Given isosceles triangle $ABC$ below with $\angle{B}=\angle{C}$ and $BC=1$. Let point $P$ be the intersection of the line bisecting $\angle{B}$ and $AC$. Determine the length of $BP$ as the length of $AM$ approaches 0.
My answer was $\frac34$ but the answer was $\frac23$.
My attempt: Since the problem didn't really state what was $AM$, I set $AM$ to be the non-trivial perpendicular bisector. Because we are finding the median, I noted that this triangle is also half of a parallelogram where $AC$ is one diagonal and $BF$ is the other where point $F$ is on the parallelogram. Using the law of cosines, you can find that $$(AC)^2+(BF)^2=2(AB)^2+2(BC)^2$$ Since $BF$ is twice the length of $BP$, divide $BF$ by 2 to get $BP$.

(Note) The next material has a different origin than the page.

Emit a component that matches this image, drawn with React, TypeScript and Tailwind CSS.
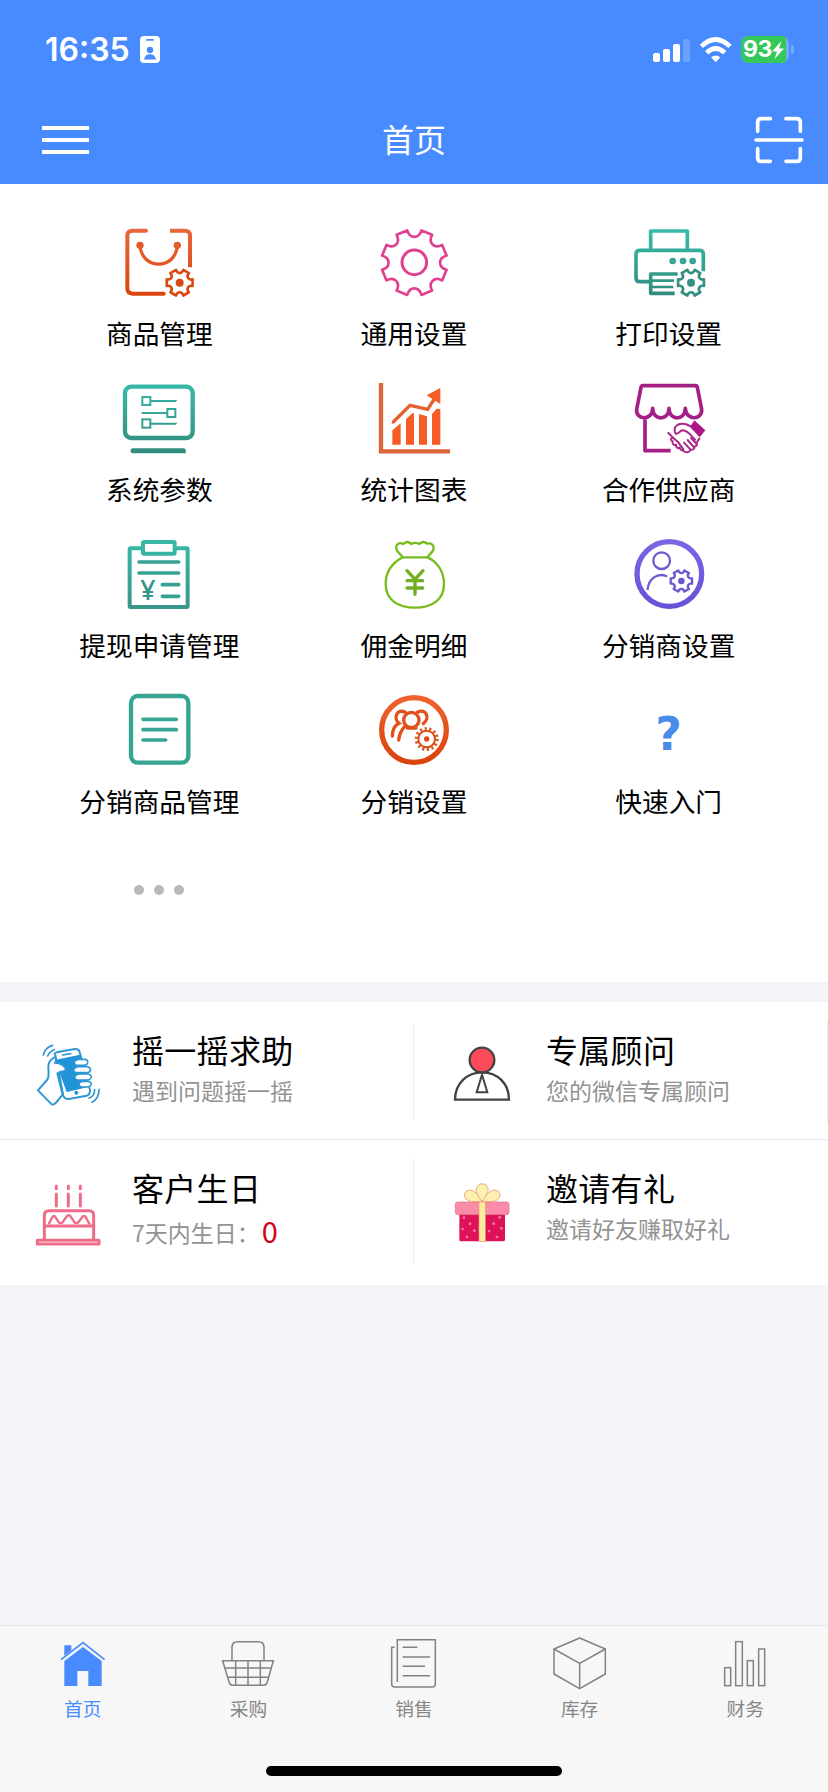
import type { ReactNode } from 'react';

interface EntryItem {
  label: string;
  icon: ReactNode;
}

interface GearProps {
  cx: number;
  cy: number;
  r: number;
  teeth: number;
  toothHalf: number;
  depth: number;
}

// Outline of a cog whose valleys (not teeth) point straight up
function gearPath({ cx, cy, r, teeth, toothHalf, depth }: GearProps) {
  const at = (deg: number, radius: number) => {
    const a = (deg * Math.PI) / 180;
    return `${(cx + radius * Math.sin(a)).toFixed(1)} ${(cy - radius * Math.cos(a)).toFixed(1)}`;
  };
  const step = 360 / teeth;
  let d = '';
  for (let i = 0; i < teeth; i++) {
    const mid = step / 2 + i * step;
    const next = mid + step;
    d += `${i === 0 ? 'M' : 'L'}${at(mid - toothHalf, r)} L${at(mid + toothHalf, r)} `;
    d += `C${at(mid + toothHalf + 2, r - depth)} ${at(next - toothHalf - 2, r - depth)} ${at(next - toothHalf, r)} `;
  }
  return d + 'Z';
}

function Gradient({ id, from, to, y1, y2 }: { id: string; from: string; to: string; y1: number; y2: number }) {
  return (
    <defs>
      <linearGradient id={id} gradientUnits="userSpaceOnUse" x1="0" x2="0" y1={y1} y2={y2}>
        <stop offset="0" stopColor={from} />
        <stop offset="1" stopColor={to} />
      </linearGradient>
    </defs>
  );
}

function SmallGear({ cx, cy, r, color, width }: { cx: number; cy: number; r: number; color: string; width: number }) {
  return (
    <>
      <path
        d={gearPath({ cx, cy, r, teeth: 6, toothHalf: 14, depth: r * 0.34 })}
        fill="none"
        stroke={color}
        strokeWidth={width}
        strokeLinejoin="round"
      />
      <circle cx={cx} cy={cy} r={r * 0.3} fill={color} />
    </>
  );
}

const entries: EntryItem[] = [
  {
    label: '商品管理',
    icon: (
      <svg viewBox="178 36 240 240" className="size-20" fill="none" strokeLinecap="round">
        <Gradient id="goods" from="#ea673c" to="#d8430c" y1={56} y2={260} />
        <g stroke="url(#goods)" strokeWidth="12">
          <path d="M259 62H218Q203 62 203 77V235Q203 251 219 251H312" />
          <path d="M331 62H376Q391 62 391 77V172" strokeLinecap="butt" />
          <path d="M241 106C246 181 348 181 353 106" strokeWidth="10" />
        </g>
        <circle cx="241" cy="106" r="11" fill="#e35a2b" />
        <circle cx="353" cy="106" r="11" fill="#e35a2b" />
        <SmallGear cx={360} cy={218} r={40} color="#db4913" width={8} />
      </svg>
    ),
  },
  {
    label: '通用设置',
    icon: (
      <svg viewBox="942 36 240 240" className="size-20" fill="none" stroke="#e0408f" strokeLinejoin="round">
        <path d={gearPath({ cx: 1063, cy: 158, r: 99, teeth: 8, toothHalf: 10, depth: 27 })} strokeWidth="8" />
        <circle cx="1063" cy="157" r="37" strokeWidth="9" />
      </svg>
    ),
  },
  {
    label: '打印设置',
    icon: (
      <svg viewBox="566 36 240 240" className="size-20" fill="none">
        <Gradient id="printer" from="#37bba9" to="#328a7d" y1={58} y2={260} />
        <g stroke="url(#printer)" strokeWidth="11" strokeLinejoin="round">
          <path d="M631 118V63H741V118" />
          <path d="M627 215H599Q587 215 587 203V133Q587 121 599 121H777Q789 121 789 133V184" />
          <path d="M712 192H631V250H703" />
          <path d="M634 212H701M634 231H699" strokeWidth="8" />
        </g>
        <g fill="#36a596">
          <circle cx="697" cy="153" r="10" />
          <circle cx="728" cy="153" r="10" />
          <circle cx="757" cy="153" r="10" />
        </g>
        <SmallGear cx={752} cy={218} r={40} color="#338f82" width={8} />
      </svg>
    ),
  },
  {
    label: '系统参数',
    icon: (
      <svg viewBox="178 504 240 240" className="size-20" fill="none">
        <Gradient id="system" from="#37b9a8" to="#328b7e" y1={524} y2={730} />
        <g stroke="url(#system)">
          <rect x="196" y="530" width="203" height="154" rx="19" strokeWidth="13" />
          <path d="M220 722.5H371V722" strokeWidth="15" strokeLinecap="round" />
          <g strokeWidth="6">
            <rect x="248" y="561" width="24" height="24" />
            <rect x="323" y="597" width="24" height="24" />
            <rect x="248" y="628" width="24" height="25" />
            <path d="M273 573H349V573.1M246 609H322V609.1M273 641H349V641.1" />
          </g>
        </g>
      </svg>
    ),
  },
  {
    label: '统计图表',
    icon: (
      <svg viewBox="942 504 240 240" className="size-20" fill="#f65c25">
        <path d="M963 519V724H1170" fill="none" stroke="#dc653c" strokeWidth="13" />
        <path d="M1000 636L1050 586L1103 598L1126 562" fill="none" stroke="#e6602f" strokeWidth="10" strokeLinecap="round" />
        <path d="M1141 534V582L1100 556Z" />
        <path d="M997 661L1022 640V704H997Z" />
        <path d="M1038 627L1058 609L1062 610V704H1038Z" />
        <path d="M1077 612L1101 619V704H1077Z" />
        <path d="M1116 612L1130 596L1141 597V704H1116Z" />
      </svg>
    ),
  },
  {
    label: '合作供应商',
    icon: (
      <svg viewBox="566 504 240 240" className="size-20" fill="none" strokeLinejoin="round" strokeLinecap="round">
        <g stroke="#a52086" strokeWidth="11">
          <path d="M608 527H765Q770 527 771 532L784 598C786 631 737 633 735 595C735 633 686 633 686 595C686 633 637 633 637 595C637 633 586 631 589 598L602 532Q603 527 608 527Z" />
          <path d="M614 628V722H691" strokeLinecap="butt" />
        </g>
        <path d="M762 631L795 661L778 682L749 651Z" fill="#ad1689" />
        <g stroke="#a8288a" strokeWidth="6">
          <path d="M749 648C738 642 722 640 711 645C700 652 702 666 706 671C714 673 718 662 727 661C742 661 752 676 764 689" />
          <path d="M684 669L698 683C690 684 690 692 697 694C694 703 702 706 707 704C706 713 713 716 718 713C720 723 728 722 729 717" />
          <path d="M698 683L714 697L727 715" />
          <path d="M731 698L750 718M742 690L761 712M752 684L769 702" />
          <path d="M728 722C738 730 748 727 750 719C758 721 764 715 761 710C768 710 772 704 768 699L777 686" />
        </g>
      </svg>
    ),
  },
  {
    label: '提现申请管理',
    icon: (
      <svg viewBox="178 42 240 240" className="size-20" fill="none">
        <Gradient id="withdraw" from="#37b9a8" to="#38968a" y1={60} y2={266} />
        <g stroke="url(#withdraw)" strokeWidth="12" strokeLinejoin="round">
          <rect x="210" y="85" width="174" height="176" rx="3" />
          <rect x="250" y="66" width="95" height="35" rx="3" fill="#fff" />
        </g>
        <path d="M238 126H357M238 159H357M308 194H357M308 229H357" stroke="#37a193" strokeWidth="11" strokeLinecap="round" />
        <text x="265" y="241" textAnchor="middle" fontSize="80" fill="#37978a" className="font-['Noto_Sans'] font-medium">
          ¥
        </text>
      </svg>
    ),
  },
  {
    label: '佣金明细',
    icon: (
      <svg viewBox="942 42 240 240" className="size-20" fill="none" stroke="#76bb1c" strokeWidth="7" strokeLinejoin="round">
        <path d="M1028 112H1103C1135 128 1152 158 1152 192C1152 240 1115 263 1065 263C1015 263 977 240 977 192C977 158 995 130 1028 112Z" />
        <path d="M1028 112C1020 98 1005 95 1009 78Q1014 65 1030 72Q1042 60 1054 72Q1066 65 1078 72Q1090 60 1101 71Q1118 67 1121 82C1122 98 1108 100 1103 112" />
        <path
          d="M1041 152L1065 178L1089 152M1065 178V223M1041 182H1088M1041 204H1088"
          stroke="#72ae22"
          strokeWidth="10"
          strokeLinecap="round"
        />
      </svg>
    ),
  },
  {
    label: '分销商设置',
    icon: (
      <svg viewBox="566 42 240 240" className="size-20" fill="none" strokeLinecap="round">
        <Gradient id="dealer" from="#7a66e6" to="#6552d8" y1={58} y2={266} />
        <circle cx="687" cy="162" r="97" stroke="url(#dealer)" strokeWidth="16" />
        <circle cx="664" cy="122" r="25" stroke="#6c5cd0" strokeWidth="7" />
        <path d="M622 207C626 176 650 158 678 168" stroke="#6c5cd0" strokeWidth="7" />
        <SmallGear cx={723} cy={183} r={33} color="#6857cf" width={7} />
      </svg>
    ),
  },
  {
    label: '分销商品管理',
    icon: (
      <svg viewBox="178 510 240 240" className="size-20" fill="none" stroke="#36a693">
        <rect x="214" y="528" width="172" height="200" rx="20" strokeWidth="13" />
        <path d="M250 598H350M250 629H350M250 660H318" strokeWidth="11" strokeLinecap="round" />
      </svg>
    ),
  },
  {
    label: '分销设置',
    icon: (
      <svg viewBox="942 510 240 240" className="size-20" fill="none" strokeLinecap="round">
        <Gradient id="dist" from="#f2622e" to="#d8430a" y1={526} y2={734} />
        <circle cx="1062" cy="630" r="97" stroke="url(#dist)" strokeWidth="16" />
        <g stroke="#e2501c" strokeWidth="10">
          <circle cx="1054" cy="600" r="23" />
          <path d="M1036 577C1012 564 998 594 1017 610C1003 617 997 632 997 648" />
          <path d="M1072 577C1098 564 1112 594 1090 611" />
          <path d="M1034 620C1022 632 1018 644 1016 660" />
          <path d="M1042 624L1068 624" />
        </g>
        <circle cx="1100" cy="657" r="25" stroke="#dc4b15" strokeWidth="6" />
        <circle
          cx="1100"
          cy="657"
          r="31.500"
          stroke="#dc4b15"
          strokeWidth="9"
          strokeLinecap="butt"
          strokeDasharray="6 8.137"
        />
        <circle cx="1100" cy="657" r="8" fill="#dc4b15" />
      </svg>
    ),
  },
  {
    label: '快速入门',
    icon: (
      <span className="flex size-20 items-center justify-center pt-2 font-['DejaVu_Sans'] text-[46px] leading-none font-bold text-[#4a8ae8]">
        ?
      </span>
    ),
  },
];

const tabGray = '#828282';

interface Service {
  title: string;
  desc: string;
  count?: number;
  icon: ReactNode;
}

const services: Service[] = [
  {
    title: '摇一摇求助',
    desc: '遇到问题摇一摇',
    icon: (
      <svg viewBox="84 585 240 240" className="size-20" fill="#fff" stroke="#2e97d6" strokeLinecap="round" strokeLinejoin="round">
        <path d="M166 645Q160 640 170 637L224 627Q236 626 239 636L270 750Q271 763 260 767L206 777Q194 778 190 768Z" strokeWidth="6" />
        <path d="M164 660L240 644L262 742L200 756Z" fill="#2393d8" stroke="none" />
        <path d="M188 645L212 641" strokeWidth="5" />
        <circle cx="229" cy="758" r="6" fill="#2393d8" stroke="none" />
        <path
          d="M164 652C150 658 144 668 145 684C146 702 148 712 141 720L114 751L155 793Q161 795 167 789L188 764L172 700C180 692 186 698 198 690C196 678 182 668 164 668"
          strokeWidth="6"
        />
        <g strokeWidth="5">
          <path d="M238 658H256Q266 661 262 671Q258 677 246 676H230Q220 672 224 664Q228 658 238 658Z" />
          <path d="M236 680H262Q274 683 271 692Q268 699 256 698H228Q219 695 222 687Q226 680 236 680Z" />
          <path d="M240 702H264Q276 705 273 714Q270 720 258 720H232Q222 716 225 709Q229 702 240 702Z" />
          <path d="M248 724H266Q276 727 273 735Q270 741 260 741H244Q235 738 237 731Q240 724 248 724Z" />
        </g>
        <path d="M130 645Q134 623 158 616M143 648Q147 635 163 629M297 748Q297 777 276 787M284 749Q284 768 267 774" fill="none" strokeWidth="5" />
      </svg>
    ),
  },
  {
    title: '专属顾问',
    desc: '您的微信专属顾问',
    icon: (
      <svg viewBox="84 195 240 240" className="size-20" fill="none" stroke="#424242" strokeWidth="7">
        <path d="M123 389C123 340 160 307 204 307C250 307 285 340 285 389Z" />
        <circle cx="204" cy="270" r="37" fill="#ff4b59" />
        <path d="M204 314L188 367H220Z" strokeWidth="6" />
      </svg>
    ),
  },
  {
    title: '客户生日',
    desc: '7天内生日：',
    count: 0,
    icon: (
      <svg viewBox="84 132 240 240" className="size-20" fill="none" stroke="#ee6c88" strokeWidth="9" strokeLinejoin="round">
        <path d="M133 332V259Q133 245 147 245H267Q281 245 281 259V332" />
        <path d="M133 291H281" />
        <rect x="112" y="334" width="185" height="11" />
        <path
          d="M146 286L157 264Q161 258 166 264L175 278Q182 287 189 278L201 261Q206 256 211 261L222 278Q229 287 236 278L247 264Q252 258 257 264L269 286"
          strokeWidth="7"
        />
        <g strokeLinecap="round">
          <path d="M169 195V231M205 195V231M241 195V231" />
          <path d="M169 171V179M205 171V179M241 171V179" />
        </g>
      </svg>
    ),
  },
  {
    title: '邀请有礼',
    desc: '邀请好友赚取好礼',
    icon: (
      <svg viewBox="84 610 240 240" className="size-20">
        <rect x="136" y="730" width="137" height="85" rx="5" fill="#df1259" />
        <g fill="#f47fa8">
          <circle cx="150" cy="744" r="4" />
          <circle cx="168" cy="762" r="4" />
          <circle cx="146" cy="778" r="4" />
          <circle cx="181" cy="783" r="4" />
          <circle cx="159" cy="802" r="4" />
          <circle cx="257" cy="743" r="4" />
          <circle cx="239" cy="762" r="4" />
          <circle cx="262" cy="776" r="4" />
          <circle cx="225" cy="784" r="4" />
          <circle cx="249" cy="802" r="4" />
        </g>
        <rect x="124" y="697" width="161" height="38" rx="7" fill="#fa8ba9" stroke="#d7718c" strokeWidth="2" />
        <rect x="195" y="697" width="19" height="118" fill="#fdec9c" stroke="#e9a070" strokeWidth="2" />
        <g fill="#fdefae" stroke="#eda888" strokeWidth="3">
          <path d="M204 695C195 672 172 653 156 665C143 680 158 697 180 696Z" />
          <path d="M205 695C214 672 237 653 253 665C266 680 251 697 229 696Z" />
          <path d="M204 695C192 680 184 668 187 656C191 638 219 638 222 656C224 668 216 680 204 695Z" />
        </g>
      </svg>
    ),
  },
];

const tabs: EntryItem[] = [
  {
    label: '首页',
    icon: (
      <svg viewBox="164 78 168 168" className="size-14" fill="#488bff">
        <path d="M192 106H213V121L192 137Z" />
        <path d="M182 149L248 98L313 149" fill="none" stroke="#488bff" strokeWidth="5" />
        <path d="M192 153L248 111L304 153V228H264V183H231V228H192Z" />
      </svg>
    ),
  },
  {
    label: '采购',
    icon: (
      <svg viewBox="661 78 168 168" className="size-14" fill="none" stroke={tabGray} strokeWidth="4.500">
        <path d="M697 150V112Q697 95 714 95H776Q793 95 793 112V150" />
        <path d="M669 152H821L803 216Q800 226 791 226H700Q691 226 688 216Z" />
        <path d="M708 152V226M745 152V226M782 152V226M675 174H816M684 202H807" />
      </svg>
    ),
  },
  {
    label: '销售',
    icon: (
      <svg viewBox="1158 78 168 168" className="size-14" fill="none" stroke={tabGray} strokeWidth="4.500">
        <path d="M1192 216V89H1306V222Q1306 231 1297 231H1184Q1175 231 1175 222V112H1184" />
        <path d="M1208 112H1252M1208 141H1290M1208 169H1275M1208 197H1290" />
      </svg>
    ),
  },
  {
    label: '库存',
    icon: (
      <svg viewBox="413 78 168 168" className="size-14" fill="none" stroke={tabGray} strokeWidth="4.500" strokeLinejoin="round">
        <path d="M496 84L573 117V192L496 236L419 192V117Z" />
        <path d="M419 117L496 160L573 117M496 160V236" />
      </svg>
    ),
  },
  {
    label: '财务',
    icon: (
      <svg viewBox="909 78 168 168" className="size-14" fill="none" stroke={tabGray} strokeWidth="4.500">
        <rect x="932" y="173" width="18" height="54" />
        <rect x="965" y="95" width="20" height="132" />
        <rect x="1000" y="152" width="18" height="75" />
        <rect x="1034" y="117" width="18" height="110" />
      </svg>
    ),
  },
];

function StatusBar() {
  return (
    <div className="flex h-24 items-center justify-between pt-[3px] pr-[34px] pl-[45px]">
      <div className="flex items-center gap-2.5">
        <span className="w-[85px] font-['Inter'] text-[32px] leading-none font-semibold whitespace-nowrap">16:35</span>
        <svg viewBox="0 0 20 27" className="h-[27px] w-5">
          <rect width="20" height="27" rx="4" fill="#fff" />
          <rect x="6" y="3" width="8" height="1.800" rx=".9" fill="#488bff" />
          <circle cx="10" cy="14" r="3.200" fill="#488bff" />
          <path d="M4 23.500Q5 18.300 10 18.300Q15 18.300 16 23.500Z" fill="#488bff" />
        </svg>
      </div>
      <div className="flex items-center">
        <svg viewBox="0 0 38 24" className="h-6 w-[38px]" fill="#fff">
          <rect x="0" y="15" width="7" height="9" rx="2" />
          <rect x="10" y="11" width="7" height="13" rx="2" />
          <rect x="20" y="6" width="7" height="18" rx="2" />
          <rect x="30" y="1" width="7" height="23" rx="2" opacity=".2" />
        </svg>
        <svg viewBox="857 108 96 78" className="ml-[9px] h-[26px] w-8" fill="none" stroke="#fff" strokeWidth="14">
          <path d="M861 136Q904 95 947 136" />
          <path d="M877 155Q904 130 931 155" />
          <path d="M904 184L890 169Q904 158 918 169Z" fill="#fff" stroke="none" />
        </svg>
        <div className="ml-[9px] flex h-[27px] w-12 overflow-hidden rounded-[8px] bg-[#76abf8]">
          <div className="flex w-[45px] items-center justify-center bg-[#34c759]">
            <span className="font-['Inter'] text-[23px] leading-none font-bold tracking-[-0.5px]">93</span>
            <svg viewBox="0 0 12 18" className="h-[18px] w-3" fill="#fff">
              <path d="M9.500 0L0 10.500H5L2.500 18L12 7.500H7Z" />
            </svg>
          </div>
        </div>
        <div className="ml-0.5 h-[9px] w-[3px] rounded-r-full bg-[#76abf8]" />
      </div>
    </div>
  );
}

function NavBar() {
  return (
    <div className="flex h-[88px] items-center pr-6 pl-[42px]">
      <div className="flex flex-1">
        <div className="flex flex-col gap-2">
          <span className="h-1 w-[47px] bg-white" />
          <span className="h-1 w-[47px] bg-white" />
          <span className="h-1 w-[47px] bg-white" />
        </div>
      </div>
      <h1 className="mr-[18px] mb-1 text-[32px] leading-none">首页</h1>
      <div className="flex flex-1 justify-end">
        <svg viewBox="1017 345 150 150" className="size-[50px]" fill="none" stroke="#fff" strokeWidth="11" strokeLinecap="round">
          <path d="M1066 356H1039Q1028 356 1028 367V394M1113 356H1145Q1156 356 1156 367V394M1028 446V473Q1028 484 1039 484H1066M1113 484H1145Q1156 484 1156 473V446" />
          <path d="M1023 420H1161" />
        </svg>
      </div>
    </div>
  );
}

function ServiceCard({ service, divider }: { service: Service; divider: string }) {
  return (
    <div className="flex w-1/2 items-start">
      <div className="mt-[33px] ml-7 shrink-0">{service.icon}</div>
      <div className="mt-[25px] ml-6 flex-1 whitespace-nowrap">
        <h2 className="text-[32px] leading-[44px] tracking-[0.3px] text-black">{service.title}</h2>
        {service.count === undefined ? (
          <p className="mt-[3px] text-[23px] leading-8 text-[#939393]">{service.desc}</p>
        ) : (
          <p className="mt-[7px] flex items-center text-[23px] leading-8 text-[#939393]">
            {service.desc}
            <span className="-mt-1 ml-0.5 text-[29px] text-[#d0021b]">{service.count}</span>
          </p>
        )}
      </div>
      <div className={divider} />
    </div>
  );
}

export default function App() {
  return (
    <div className="flex h-[1792px] w-[828px] flex-col overflow-hidden bg-[#f3f3f8] font-['Noto_Sans_CJK_SC',sans-serif]">
      <header className="h-[184px] shrink-0 bg-[#488bff] text-white">
        <StatusBar />
        <NavBar />
      </header>

      <main className="flex-1">
        <section className="grid h-[798px] auto-rows-[156px] grid-cols-3 bg-white px-8 pt-[38px]">
          {entries.map((entry) => (
            <div key={entry.label} className="flex flex-col items-center">
              {entry.icon}
              <span className="mt-[13px] text-[26.7px] leading-9 whitespace-nowrap text-black">{entry.label}</span>
            </div>
          ))}
          <div className="flex justify-center gap-2.5 pt-[39px]">
            <span className="size-2.5 rounded-full bg-[#b9b9b9]" />
            <span className="size-2.5 rounded-full bg-[#b9b9b9]" />
            <span className="size-2.5 rounded-full bg-[#b9b9b9]" />
          </div>
        </section>

        <section className="mt-5 bg-white">
          <div className="flex h-[138px] border-b border-[#ebebee]">
            <ServiceCard service={services[0]} divider="mt-[22px] h-24 w-px bg-[#ececef]" />
            <ServiceCard service={services[1]} divider="mt-[18px] h-[104px] w-px bg-[#ececef]" />
          </div>
          <div className="flex h-[145px]">
            <ServiceCard service={services[2]} divider="mt-[19px] h-[105px] w-px bg-[#ececef]" />
            <ServiceCard service={services[3]} divider="w-px" />
          </div>
        </section>
      </main>

      <footer className="flex h-[167px] shrink-0 flex-col border-t border-[#e1e1e8] bg-[#f7f7f7]">
        <nav className="grid grid-cols-5 pt-2.5">
          {tabs.map((tab, i) => (
            <div key={tab.label} className="flex flex-col items-center">
              {tab.icon}
              <span className={`mt-[3px] text-[18.7px] leading-[26px] ${i === 0 ? 'text-[#488bff]' : 'text-[#868686]'}`}>
                {tab.label}
              </span>
            </div>
          ))}
        </nav>
        <div className="mx-auto mt-auto mb-4 h-2.5 w-[296px] rounded-full bg-black" />
      </footer>
    </div>
  );
}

If we let $AM$ by y, then by the Pythagorean theorem we can say that $AC = \sqrt{y^2+\frac14}$
We can then plug into the previous formula to get $$(2BP)^2+(y^2+\frac14)=2(1)+2(y^2+1)$$ So $$BP=\frac{\sqrt{y^2+\frac94}}{2}$$
As $AM$ approaches $0$, then $y$ approaches $0$ as well. This means that $BP=\frac{\sqrt{\frac94}}{2}=\frac34$
Where did I go wrong?
Your line of reasoning is flawed.
$BP$ is not a median, it is a bisector. And in a generic parallelogram, the diagonals are not bisectors of its angles. The intersection of $BF$ and $AC$ would be the midpoint $Q$ of $AC$, not $P$. So, the length of $BF$ is not twice the length of $BP$ - it is twice the length of $BQ$ instead. What you proved is that the length of $BQ$ tends to $\frac{3}{4}$ as $A \to M$, which is correct but not what the problem asked.
Back to the question now, consider that $\frac{PA}{PC} = \frac{BA}{BC}$ by the bisector theorem.
When $A \to M$ we have $PA \to PM$ and $BA \to BM$ so $\frac{PA}{PC} \to \frac{PM}{PC} = \frac{BM}{BC} = \frac{1}{2}$.
Thus at the limit $\frac{PM}{MC} = \frac{1}{3}$ so $PB = BM + MP = \frac{BC}{2} + \frac{MC}{3} = \frac{1}{2} + \frac{1}{6} = \frac{2}{3}$ .